Because serverless means not needing to hire DevOps. Because most companies running Kubernetes do not get anywhere near the ~38+% efficiency (last time I ran the numbers, and that's for production environments, not even including staging/testing/development environments) they need to make Kubernetes more cost-efficient than AWS Lambda, because developers just don't have time to figure out why the hell their services need a guaranteed vCPU, won't perform with less, and in the meantime their services are using less than 20% of the resources they requested - and they particularly don't have time to figure it out when Customer Support is happy, Product is happy, and Finance will cough up whatever budget is needed so long as Engineering says that it's "necessary". Because founders who actually think about optimizing for value, will optimize for what is scarce, and what is actually scarce is not money (plenty of money out there looking for the right investment opportunities that check all the right boxes), it is people.
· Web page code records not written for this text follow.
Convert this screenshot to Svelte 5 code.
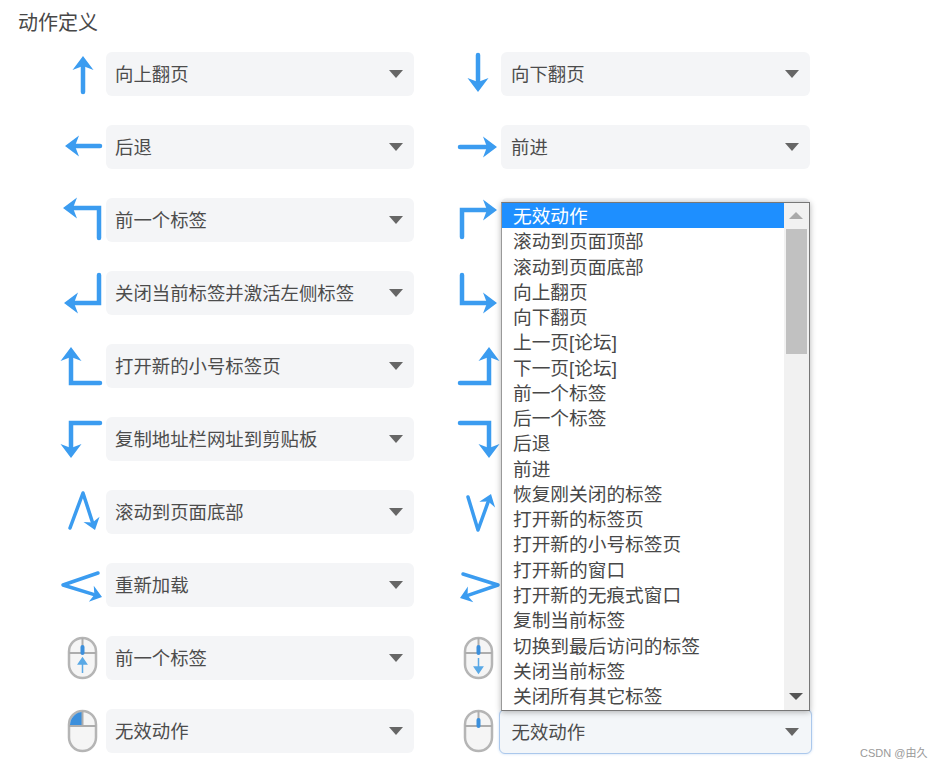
<script>
  const left = [
    { label: '向上翻页', line: [[23, 40], [23, 4]] },
    { label: '后退', line: [[40, 21], [5, 21]] },
    { label: '前一个标签', line: [[39, 40], [39, 10], [3, 10]] },
    { label: '关闭当前标签并激活左侧标签', line: [[39, 4], [39, 32], [4, 32]] },
    { label: '打开新的小号标签页', line: [[40, 39], [11, 39], [11, 3]] },
    { label: '复制地址栏网址到剪贴板', line: [[40, 6], [11, 6], [11, 41]] },
    { label: '滚动到页面底部', line: [[10, 38], [23, 3], [35, 40]], slim: true },
    { label: '重新加载', line: [[38, 10], [3, 22], [42, 34]], slim: true },
    { label: '前一个标签', mouse: 'up', mx: 8 },
    { label: '无效动作', mouse: 'left', mx: 8 }
  ];

  // rows 3 to 9 sit under the open list, so they show no label
  const right = [
    { label: '向下翻页', line: [[23, 3], [23, 40]] },
    { label: '前进', line: [[5, 22], [42, 22]] },
    { label: '', line: [[7, 39], [7, 12], [42, 12]], open: true },
    { label: '', line: [[7, 4], [7, 32], [42, 32]] },
    { label: '', line: [[5, 39], [34, 39], [34, 3]] },
    { label: '', line: [[5, 6], [34, 6], [34, 41]] },
    { label: '', line: [[13, 7], [23, 40], [36, 4]], slim: true },
    { label: '', line: [[8, 11], [43, 22], [5, 35]], slim: true },
    { label: '', mouse: 'down', mx: 9 },
    { label: '无效动作', mouse: 'none', mx: 9, focused: true }
  ];

  const options = [
    '无效动作', '滚动到页面顶部', '滚动到页面底部', '向上翻页', '向下翻页',
    '上一页[论坛]', '下一页[论坛]', '前一个标签', '后一个标签', '后退', '前进',
    '恢复刚关闭的标签', '打开新的标签页', '打开新的小号标签页', '打开新的窗口',
    '打开新的无痕式窗口', '复制当前标签', '切换到最后访问的标签', '关闭当前标签', '关闭所有其它标签'
  ];

  function lastDir(line) {
    const [x2, y2] = line[line.length - 1];
    const [x1, y1] = line[line.length - 2];
    const d = Math.hypot(x2 - x1, y2 - y1);
    return { x2, y2, ux: (x2 - x1) / d, uy: (y2 - y1) / d };
  }

  // shaft stops inside the head so its cap doesn't poke through the tip
  function shaft(line) {
    const { x2, y2, ux, uy } = lastDir(line);
    const pts = [...line.slice(0, -1), [x2 - ux * 9, y2 - uy * 9]];
    return pts.map((p) => p.join(',')).join(' ');
  }

  function head(row) {
    const { x2, y2, ux, uy } = lastDir(row.line);
    const s = row.slim ? 0.8 : 1;
    const at = (back, side) => `${x2 - ux * back * s - uy * side * s},${y2 - uy * back * s + ux * side * s}`;
    return [at(0, 0), at(14, 10.5), at(10, 0), at(14, -10.5)].join(' ');
  }
</script>

{#snippet icon(row)}
  <svg class="icon" width="40" height="44" viewBox="0 0 40 44">
    {#if row.mouse}
      <g transform="translate({row.mx} 1)">
        <rect class="body" x="1" y="1" width="27" height="40" rx="13.5" />
        {#if row.mouse === 'left'}
          <path class="blue" d="M14.5 2 A13 13 0 0 0 2 15 V16 H14.5 Z" />
        {/if}
        <path class="seam" d="M1 16 H28 M14.5 1 V16" />
        {#if row.mouse !== 'left'}
          <rect class="blue" x="12.5" y="8" width="4" height="10" rx="2" />
        {/if}
        {#if row.mouse === 'up'}
          <path class="thin" d="M14.5 36 V23 M10.5 27 L14.5 21 L18.5 27 Z" />
        {:else if row.mouse === 'down'}
          <path class="thin" d="M14.5 21 V34 M10.5 30 L14.5 36 L18.5 30 Z" />
        {/if}
      </g>
    {:else}
      <polyline class="stroke" class:slim={row.slim} points={shaft(row.line)} />
      <polygon class="tip" points={head(row)} />
    {/if}
  </svg>
{/snippet}

{#snippet action(row)}
  <div class="row">
    {@render icon(row)}
    <div class="select" class:focused={row.focused}>
      <span>{row.label}</span>
      <i class="caret"></i>
      {#if row.open}
        <div class="dropdown">
          <ul>
            {#each options as option, i}
              <li class:active={i === 0}>{option}</li>
            {/each}
          </ul>
          <div class="scrollbar">
            <i class="up"></i>
            <div class="thumb"></div>
            <i class="down"></i>
          </div>
        </div>
      {/if}
    </div>
  </div>
{/snippet}

<main class="page">
  <h3>动作定义</h3>
  <div class="grid">
    {#each left as row, i}
      {@render action(row)}
      {@render action(right[i])}
    {/each}
  </div>
  <footer>CSDN @由久</footer>
</main>

<style>
  :global(body) {
    background: #fff;
  }

  .page {
    position: relative;
    width: 942px;
    height: 768px;
    overflow: hidden;
    padding: 10px 0 0 18px;
    box-sizing: border-box;
    font-family: "Liberation Sans", "Noto Sans CJK SC", sans-serif;
    color: #4c4c4c;
  }

  h3 {
    margin: 0;
    font-size: 20px;
    font-weight: 400;
    line-height: 26px;
    color: #484848;
  }

  .grid {
    display: grid;
    grid-template-columns: 354px 355px;
    column-gap: 41px;
    row-gap: 29px;
    margin: 16px 0 0 42px;
  }

  .row {
    display: flex;
    gap: 6px;
    height: 44px;
  }

  .icon {
    flex: none;
    overflow: visible;
  }

  .stroke {
    fill: none;
    stroke: #3b9cf0;
    stroke-width: 4.5;
    stroke-linecap: round;
    stroke-miterlimit: 2;
  }

  .stroke.slim {
    stroke-width: 3.5;
    stroke-linejoin: round;
  }

  .tip {
    fill: #3b9cf0;
  }

  .body {
    fill: #f5f5f5;
    stroke: #b5b5b5;
    stroke-width: 2.5;
  }

  .seam {
    fill: none;
    stroke: #adadad;
    stroke-width: 2;
  }

  .blue {
    fill: #3b8fdc;
  }

  .thin {
    fill: #5aa9e6;
    stroke: #5aa9e6;
    stroke-width: 1.5;
  }

  .select {
    position: relative;
    flex: 1;
    display: flex;
    align-items: center;
    justify-content: space-between;
    padding: 0 11px 0 9px;
    background: #f4f5f7;
    border-radius: 6px;
    font-size: 18.4px;
  }

  .select span {
    margin-bottom: 2px;
  }

  .row:nth-child(even) .select {
    padding-left: 10px;
  }

  .row:nth-child(even) .select.focused {
    margin: 0 -2px -1px;
    padding: 0 12px 0 11.5px;
    border: 1.5px solid #abc8ec;
    box-shadow: 0 0 3px #c9dcf3;
    background: #f3f6f9;
  }

  .caret {
    width: 0;
    height: 0;
    border-style: solid;
    border-width: 8px 7.5px 0;
    border-color: #666 transparent transparent;
  }

  .dropdown {
    position: absolute;
    top: 4px;
    left: 0;
    z-index: 2;
    display: flex;
    width: 309px;
    height: 509px;
    box-sizing: border-box;
    background: #fff;
    border: 1px solid #777;
    border-left-color: #999;
    box-shadow: 0 1px 6px rgba(0, 0, 0, 0.3);
    font-size: 18.7px;
    color: #484848;
  }

  ul {
    flex: 1;
    margin: 0;
    padding: 0;
    list-style: none;
  }

  li {
    height: 25.28px;
    line-height: 27.28px;
    padding-left: 11px;
    white-space: nowrap;
  }

  li.active {
    background: #1e8fff;
    color: #fff;
  }

  .scrollbar {
    position: relative;
    flex: none;
    width: 25px;
    background: #f1f1f1;
  }

  .thumb {
    position: absolute;
    top: 26px;
    left: 2px;
    width: 21px;
    height: 125px;
    background: #c1c1c1;
  }

  .up,
  .down {
    position: absolute;
    left: 5px;
    width: 0;
    height: 0;
    border-style: solid;
    border-color: transparent;
  }

  .up {
    top: 9px;
    border-width: 0 7px 7px;
    border-bottom-color: #a9a9a9;
  }

  .down {
    bottom: 10px;
    border-width: 7px 7px 0;
    border-top-color: #555;
  }

  footer {
    position: absolute;
    top: 745px;
    left: 860px;
    font-size: 11px;
    line-height: 16px;
    color: #999;
    white-space: nowrap;
  }
</style>
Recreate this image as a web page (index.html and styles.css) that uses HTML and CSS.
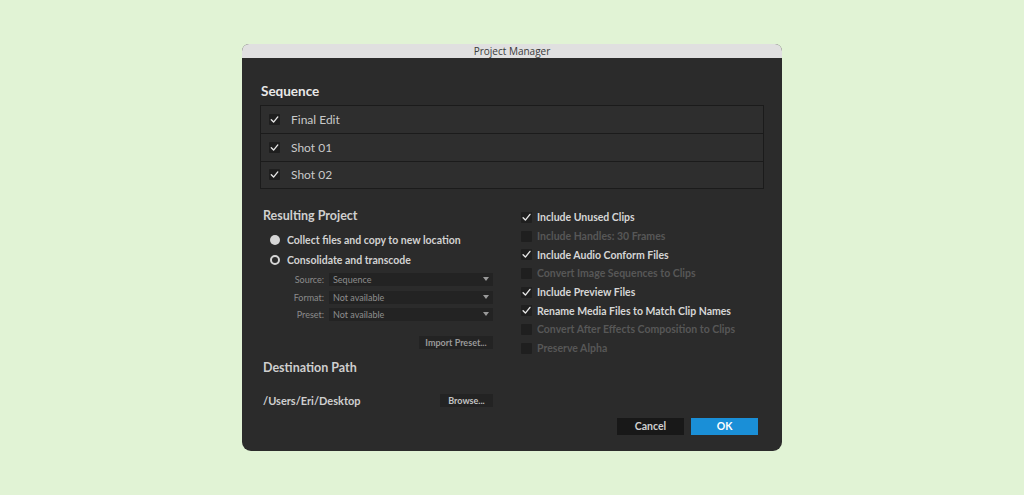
FILE: index.html
```html
<!DOCTYPE html>
<html>
<head>
<meta charset="utf-8">
<link rel="stylesheet" href="styles.css">
</head>
<body>
<div class="dialog">
  <div class="titlebar">Project Manager</div>
  <div class="body">
    <h2 class="seq-title">Sequence</h2>
    <div class="seq-table">
      <div class="seq-row"><span class="cb checked"><svg viewBox="0 0 12 12"><path d="M2.5 6.3 L5 8.8 L9.6 3.2" /></svg></span>Final Edit</div>
      <div class="seq-row"><span class="cb checked"><svg viewBox="0 0 12 12"><path d="M2.5 6.3 L5 8.8 L9.6 3.2" /></svg></span>Shot 01</div>
      <div class="seq-row"><span class="cb checked"><svg viewBox="0 0 12 12"><path d="M2.5 6.3 L5 8.8 L9.6 3.2" /></svg></span>Shot 02</div>
    </div>
    <div class="cols">
      <div class="left">
        <h3 class="sec">Resulting Project</h3>
        <div class="radio-row first"><span class="radio filled"></span>Collect files and copy to new location</div>
        <div class="radio-row"><span class="radio ring"></span>Consolidate and transcode</div>
        <div class="field first"><span class="flabel">Source:</span><span class="select">Sequence<i class="arrow"></i></span></div>
        <div class="field"><span class="flabel">Format:</span><span class="select">Not available<i class="arrow"></i></span></div>
        <div class="field"><span class="flabel">Preset:</span><span class="select">Not available<i class="arrow"></i></span></div>
        <div class="btn-line"><span class="small-btn import">Import Preset...</span></div>
        <h3 class="sec dest">Destination Path</h3>
        <div class="path-line"><span class="path">/Users/Eri/Desktop</span><span class="small-btn browse">Browse...</span></div>
      </div>
      <div class="right">
        <div class="opt on"><span class="cb2"><svg viewBox="0 0 12 12"><path d="M2.3 6.3 L4.8 8.8 L9.8 2.6" /></svg></span>Include Unused Clips</div>
        <div class="opt off"><span class="cb2"></span>Include Handles: 30 Frames</div>
        <div class="opt on"><span class="cb2"><svg viewBox="0 0 12 12"><path d="M2.3 6.3 L4.8 8.8 L9.8 2.6" /></svg></span>Include Audio Conform Files</div>
        <div class="opt off"><span class="cb2"></span>Convert Image Sequences to Clips</div>
        <div class="opt on"><span class="cb2"><svg viewBox="0 0 12 12"><path d="M2.3 6.3 L4.8 8.8 L9.8 2.6" /></svg></span>Include Preview Files</div>
        <div class="opt on"><span class="cb2"><svg viewBox="0 0 12 12"><path d="M2.3 6.3 L4.8 8.8 L9.8 2.6" /></svg></span>Rename Media Files to Match Clip Names</div>
        <div class="opt off"><span class="cb2"></span>Convert After Effects Composition to Clips</div>
        <div class="opt off"><span class="cb2"></span>Preserve Alpha</div>
      </div>
    </div>
    <div class="footer">
      <span class="btn cancel">Cancel</span>
      <span class="btn ok">OK</span>
    </div>
  </div>
</div>
</body>
</html>
```
FILE: styles.css
```css
* { box-sizing: border-box; }
html, body { margin: 0; padding: 0; }
body {
  width: 1024px;
  height: 495px;
  background: #e1f3d5;
  font-family: "Lato", "Open Sans", sans-serif;
  overflow: hidden;
}
.dialog {
  margin: 44px 0 0 242px;
  width: 540px;
  height: 407px;
  border-radius: 7px 7px 9px 9px;
  overflow: hidden;
  background: #2b2b2b;
  display: flex;
  flex-direction: column;
}
.titlebar {
  height: 14px;
  background: #e0e0e0;
  color: #3a3a3a;
  font-size: 10px;
  line-height: 14px;
  text-align: center;
  font-family: "Open Sans", sans-serif;
}
.body {
  flex: 1;
  padding: 25px 18px 0 18px;
  display: flex;
  flex-direction: column;
}
.seq-title {
  margin: 0 0 6px 1px;
  font-size: 13.5px;
  font-weight: 700;
  color: #e8e8e8;
  line-height: 16px;
}
.seq-table {
  border: 1px solid #1b1b1b;
  background: #2e2e2e;
}
.seq-row {
  height: 27.5px;
  display: flex;
  align-items: center;
  padding-left: 8px;
  font-size: 12px;
  color: #c9c9c9;
  border-top: 1px solid #1b1b1b;
}
.seq-row:first-child { border-top: none; height: 27px; }
.cb {
  width: 11px;
  height: 11px;
  background: #1e1e1e;
  border-radius: 1px;
  margin-right: 11px;
  display: inline-flex;
}
.cb svg, .cb2 svg { width: 11px; height: 11px; }
.cb path, .cb2 path {
  fill: none;
  stroke: #e6e6e6;
  stroke-width: 1.5;
  stroke-linecap: round;
  stroke-linejoin: round;
}
.cols {
  display: flex;
  margin-top: 19px;
}
.left {
  width: 233px;
  margin-left: 3px;
}
.right {
  margin-left: 25px;
  padding-top: 0;
}
.sec {
  margin: 0;
  font-size: 12.5px;
  font-weight: 700;
  color: #cfcfcf;
  line-height: 16px;
}
.radio-row {
  display: flex;
  align-items: center;
  margin-left: 7px;
  font-size: 10.5px;
  font-weight: 700;
  color: #d2d2d2;
  height: 20px;
}
.radio-row.first { margin-top: 6px; }
.radio {
  width: 10px;
  height: 10px;
  border-radius: 50%;
  margin-right: 7px;
}
.radio.filled { background: #d6d6d6; }
.radio.ring { border: 2px solid #d6d6d6; }
.field {
  display: flex;
  align-items: center;
  height: 17.5px;
  font-size: 9px;
}
.field.first { margin-top: 1px; }
.flabel {
  width: 66px;
  text-align: right;
  color: #8c8c8c;
  padding-right: 5px;
}
.select {
  position: relative;
  width: 164px;
  height: 13px;
  background: #232323;
  color: #8e8e8e;
  padding-left: 4px;
  line-height: 13px;
}
.arrow {
  position: absolute;
  right: 4px;
  top: 4px;
  width: 0;
  height: 0;
  border-left: 3.5px solid transparent;
  border-right: 3.5px solid transparent;
  border-top: 4px solid #9a9a9a;
}
.btn-line {
  display: flex;
  justify-content: flex-end;
  margin-top: 12px;
  margin-right: 3px;
}
.small-btn {
  background: #232323;
  color: #9a9a9a;
  font-size: 9px;
  height: 13px;
  line-height: 13px;
  font-weight: 700;
}
.import { width: 74px; text-align: center; }
.browse { width: 53px; text-align: center; color: #c4c4c4; }
.dest { margin-top: 11px; }
.path-line {
  display: flex;
  justify-content: space-between;
  align-items: center;
  margin-top: 18px;
  margin-right: 3px;
}
.path {
  font-size: 11px;
  font-weight: 700;
  color: #cfcfcf;
}
.opt {
  display: flex;
  align-items: center;
  height: 18.7px;
  font-size: 10.5px;
  font-weight: 700;
}
.opt.on { color: #d6d6d6; }
.opt.off { color: #575757; }
.cb2 {
  width: 11px;
  height: 11px;
  background: #1f1f1f;
  border-radius: 1px;
  margin-right: 5px;
  display: inline-flex;
}
.footer {
  display: flex;
  justify-content: flex-end;
  gap: 7px;
  margin-top: auto;
  margin-bottom: 16px;
  margin-right: 6px;
}
.btn {
  width: 67px;
  height: 17px;
  line-height: 17px;
  text-align: center;
  font-size: 10.5px;
  font-weight: 700;
}
.cancel { background: #181818; color: #d0d0d0; }
.ok { background: #1a8fd7; color: #ffffff; }
```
Serverless means hiring fewer people because you hand off undifferentiated heavy lifting.
This seems very reasonable to me. I thought it was going to be a pitch for on prem, which is also fine for certain scales.
I think generally the scaling steps from startup to megacorp go:
Heroku/Dokku > Public Cloud >Dedicated servers in someone else's DC > Custom Hardware in custom built data centers.
Each makes sense at each scale. I find it to be more of a right tool for the job consideration than one being better than the other.
With modern cloud tooling your infra can also look more or less logically the same once you grow past the heroku level.